Wherever "this" appears in a line, copy that line.

Entries shown =>
====================
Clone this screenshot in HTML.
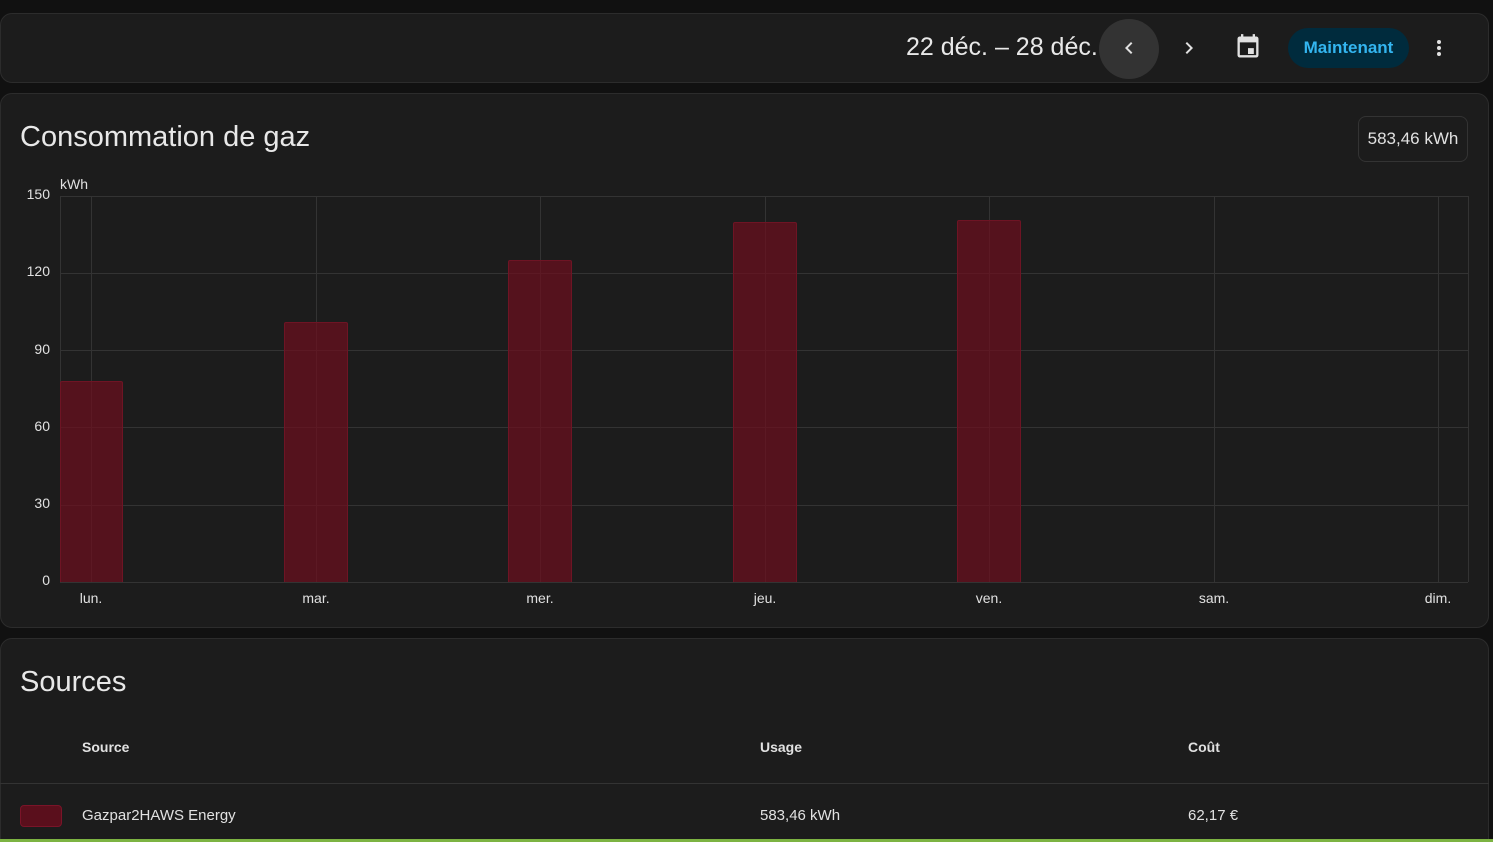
<!DOCTYPE html><html><head><meta charset="utf-8"><style>
html,body{margin:0;width:1493px;height:842px;overflow:hidden}
body{background:#111;font-family:"Liberation Sans",sans-serif;color:#e1e1e1;position:relative}
.card{position:absolute;left:0;width:1489px;background:#1c1c1c;border:1px solid #2c2c2c;border-radius:12px;box-sizing:border-box}
.abs{position:absolute}
.yl{position:absolute;left:0;width:50px;text-align:right;font-size:14px;color:#e1e1e1}
.xl{position:absolute;top:590px;font-size:14px;width:80px;margin-left:-40px;text-align:center}
.bar{position:absolute;background:rgba(110,14,30,0.7);border:1px solid #6e1424;border-bottom:none;border-radius:2px 2px 0 0;box-sizing:border-box}
</style></head><body>
<div class="card" style="top:13px;height:70px"></div>
<div class="abs" style="left:906px;top:33px;font-size:25px;color:#e8e8e8">22 déc. – 28 déc.</div>
<div class="abs" style="left:1099px;top:19px;width:60px;height:60px;border-radius:50%;background:#333"></div>
<svg class="abs" style="left:1117px;top:36px" width="24" height="24" viewBox="0 0 24 24"><path d="M15.4 16.6 10.8 12l4.6-4.6L14 6l-6 6 6 6z" fill="#e1e1e1"/></svg>
<svg class="abs" style="left:1177px;top:36px" width="24" height="24" viewBox="0 0 24 24"><path d="M8.6 16.6 13.2 12 8.6 7.4 10 6l6 6-6 6z" fill="#e1e1e1"/></svg>
<svg class="abs" style="left:1234px;top:33px" width="28" height="28" viewBox="0 0 24 24"><path d="M19 19H5V8h14m0-5h-1V1h-2v2H8V1H6v2H5a2 2 0 0 0-2 2v14a2 2 0 0 0 2 2h14a2 2 0 0 0 2-2V5a2 2 0 0 0-2-2m-2 10h-5v5h5z" fill="#e1e1e1"/></svg>
<div class="abs" style="left:1288px;top:28px;width:121px;height:40px;border-radius:20px;background:#002b3d;color:#33b5f0;font-size:17px;font-weight:bold;line-height:40px;text-align:center">Maintenant</div>
<svg class="abs" style="left:1427px;top:36px" width="24" height="24" viewBox="0 0 24 24"><path d="M12 16a2 2 0 1 1 0 4 2 2 0 0 1 0-4m0-6a2 2 0 1 1 0 4 2 2 0 0 1 0-4m0-6a2 2 0 1 1 0 4 2 2 0 0 1 0-4" fill="#e1e1e1"/></svg>

<div class="card" style="top:93px;height:535px"></div>
<div class="abs" style="left:20px;top:121px;font-size:29px;color:#e8e8e8">Consommation de gaz</div>
<div class="abs" style="left:1358px;top:116px;width:110px;height:46px;border:1px solid #333;border-radius:8px;box-sizing:border-box;font-size:17px;line-height:44px;text-align:center">583,46 kWh</div>
<div class="abs" style="left:60px;top:176px;font-size:14px">kWh</div>
<svg class="abs" style="left:0;top:0" width="1493" height="842">
<g stroke="#333" stroke-width="1">
<line x1="60" x2="1468" y1="196.5" y2="196.5"/><line x1="60" x2="1468" y1="273.5" y2="273.5"/><line x1="60" x2="1468" y1="350.5" y2="350.5"/><line x1="60" x2="1468" y1="427.5" y2="427.5"/><line x1="60" x2="1468" y1="505.5" y2="505.5"/><line x1="60" x2="1468" y1="582.5" y2="582.5"/>
<line x1="60.5" x2="60.5" y1="196" y2="582"/><line x1="1468.5" x2="1468.5" y1="196" y2="582"/>
<line x1="91.5" x2="91.5" y1="196" y2="582"/><line x1="316.5" x2="316.5" y1="196" y2="582"/><line x1="540.5" x2="540.5" y1="196" y2="582"/><line x1="765.5" x2="765.5" y1="196" y2="582"/><line x1="989.5" x2="989.5" y1="196" y2="582"/><line x1="1214.5" x2="1214.5" y1="196" y2="582"/><line x1="1438.5" x2="1438.5" y1="196" y2="582"/>
</g></svg>
<div class="bar" style="left:60px;top:381px;width:63px;height:201px"></div>
<div class="bar" style="left:284px;top:322px;width:64px;height:260px"></div>
<div class="bar" style="left:508px;top:260px;width:64px;height:322px"></div>
<div class="bar" style="left:733px;top:222px;width:64px;height:360px"></div>
<div class="bar" style="left:957px;top:220px;width:64px;height:362px"></div>
<div class="yl" style="top:186px">150</div><div class="yl" style="top:263px">120</div><div class="yl" style="top:341px">90</div><div class="yl" style="top:418px">60</div><div class="yl" style="top:495px">30</div><div class="yl" style="top:572px">0</div>
<div class="xl" style="left:91px">lun.</div><div class="xl" style="left:316px">mar.</div><div class="xl" style="left:540px">mer.</div><div class="xl" style="left:765px">jeu.</div><div class="xl" style="left:989px">ven.</div><div class="xl" style="left:1214px">sam.</div><div class="xl" style="left:1438px">dim.</div>

<div class="card" style="top:638px;height:204px;border-bottom-left-radius:0;border-bottom-right-radius:0"></div>
<div class="abs" style="left:20px;top:666px;font-size:29px;color:#e8e8e8">Sources</div>
<div class="abs" style="left:82px;top:739px;font-size:14px;font-weight:bold">Source</div>
<div class="abs" style="left:760px;top:739px;font-size:14px;font-weight:bold">Usage</div>
<div class="abs" style="left:1188px;top:739px;font-size:14px;font-weight:bold">Coût</div>
<div class="abs" style="left:0;top:783px;width:1489px;height:1px;background:#333"></div>
<div class="abs" style="left:20px;top:805px;width:42px;height:22px;background:#5a0f1c;border:1px solid #7a1428;border-radius:4px;box-sizing:border-box"></div>
<div class="abs" style="left:82px;top:807px;font-size:15px">Gazpar2HAWS Energy</div>
<div class="abs" style="left:760px;top:807px;font-size:15px">583,46 kWh</div>
<div class="abs" style="left:1188px;top:807px;font-size:15px">62,17 €</div>
<div class="abs" style="left:0;top:839px;width:1493px;height:3px;background:#7cb342"></div>
</body></html>
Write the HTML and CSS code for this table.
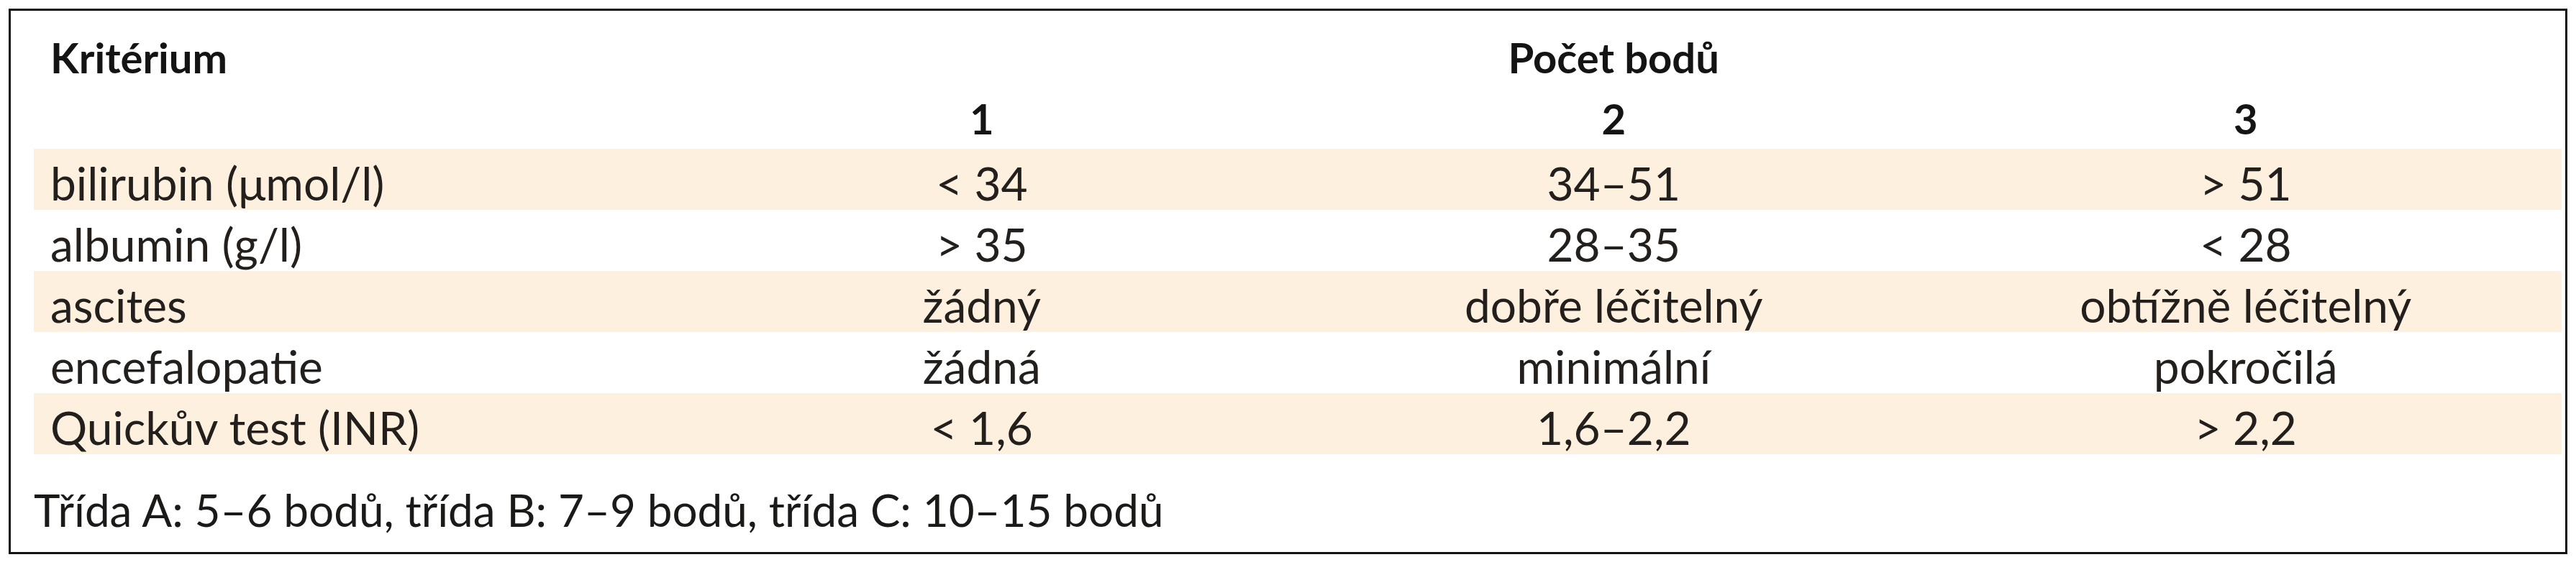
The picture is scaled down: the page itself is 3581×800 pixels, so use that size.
FILE: index.html
```html
<!DOCTYPE html>
<html lang="cs">
<head>
<meta charset="utf-8">
<title>Child-Pugh</title>
<link rel="stylesheet" href="styles.css">
</head>
<body>
<div class="box">
  <table class="score">
    <colgroup><col><col><col><col></colgroup>
    <thead>
      <tr class="head1">
        <th class="crit">Kritérium</th>
        <th colspan="3">Počet bodů</th>
      </tr>
      <tr class="head2">
        <th></th>
        <th>1</th>
        <th>2</th>
        <th>3</th>
      </tr>
    </thead>
    <tbody>
      <tr class="shade"><td>bilirubin (μmol/l)</td><td>&lt; 34</td><td>34–51</td><td>&gt; 51</td></tr>
      <tr><td>albumin (g/l)</td><td>&gt; 35</td><td>28–35</td><td>&lt; 28</td></tr>
      <tr class="shade"><td>ascites</td><td>žádný</td><td>dobře léčitelný</td><td>obtížně léčitelný</td></tr>
      <tr><td>encefalopatie</td><td>žádná</td><td>minimální</td><td>pokročilá</td></tr>
      <tr class="shade"><td>Quickův test (INR)</td><td>&lt; 1,6</td><td>1,6–2,2</td><td>&gt; 2,2</td></tr>
    </tbody>
  </table>
  <p class="note">Třída A: 5–6 bodů, třída B: 7–9 bodů, třída C: 10–15 bodů</p>
</div>
</body>
</html>
```
FILE: styles.css
```css
html, body {
  margin: 0;
  padding: 0;
  background: #ffffff;
}
body {
  font-family: Lato, "Liberation Sans", Arial, sans-serif;
  color: #231f1c;
}
.box {
  box-sizing: border-box;
  margin: 12px 0 0 12px;
  width: 3557px;
  height: 759px;
  border: 3px solid #111111;
  padding: 22px 5px 0 32px;
}
.score {
  width: 100%;
  border-collapse: collapse;
  table-layout: fixed;
}
.score th, .score td {
  padding: 0;
  text-align: center;
  white-space: nowrap;
}
.score th {
  font-weight: bold;
  font-size: 58px;
  color: #141414;
  height: 85px;
  line-height: 85px;
  vertical-align: top;
}
.score th.crit {
  text-align: left;
  padding-left: 23px;
}
.score td {
  font-size: 64px;
  height: 85px;
  box-sizing: border-box;
  padding-top: 14px;
  line-height: 67px;
  vertical-align: top;
}
.score td:first-child {
  text-align: left;
  padding-left: 23px;
}
.score tr.shade td {
  background: #fdf0df;
}
.note {
  margin: 44px 0 0 0;
  font-size: 62px;
  line-height: 67px;
  color: #1c1a18;
  white-space: nowrap;
}
```
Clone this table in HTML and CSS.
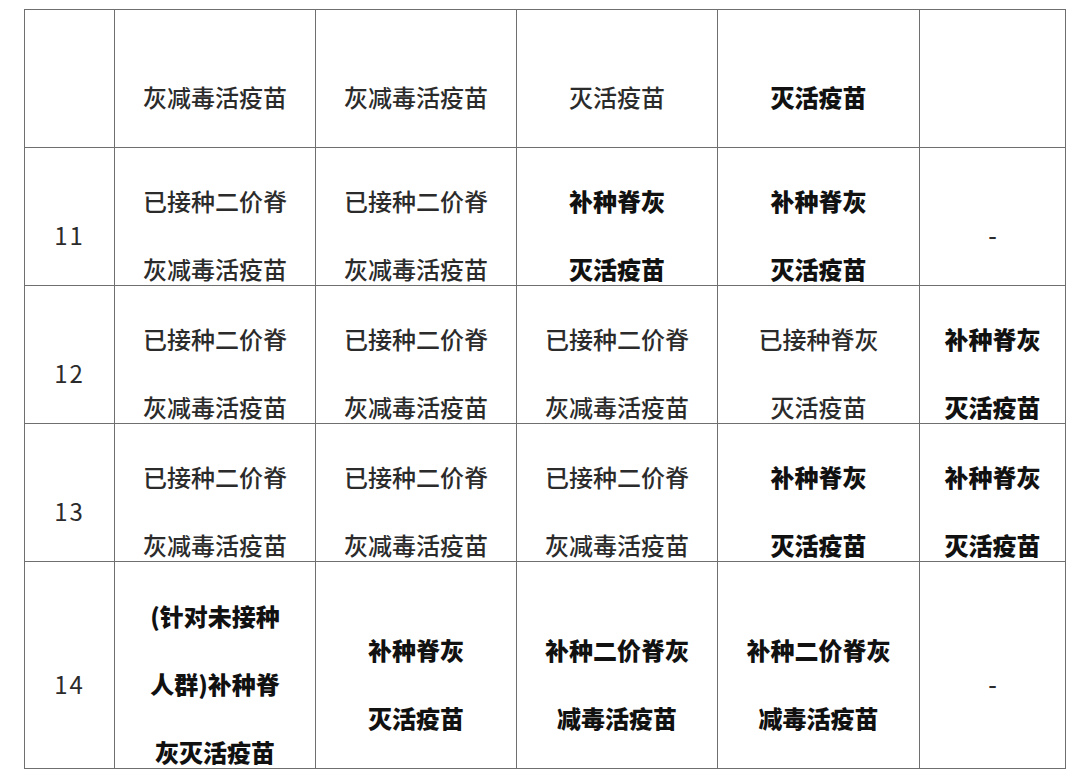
====================
Problem solution =>
Clone this screenshot in HTML.
Write the HTML and CSS code for this table.
Clone this table in HTML and CSS.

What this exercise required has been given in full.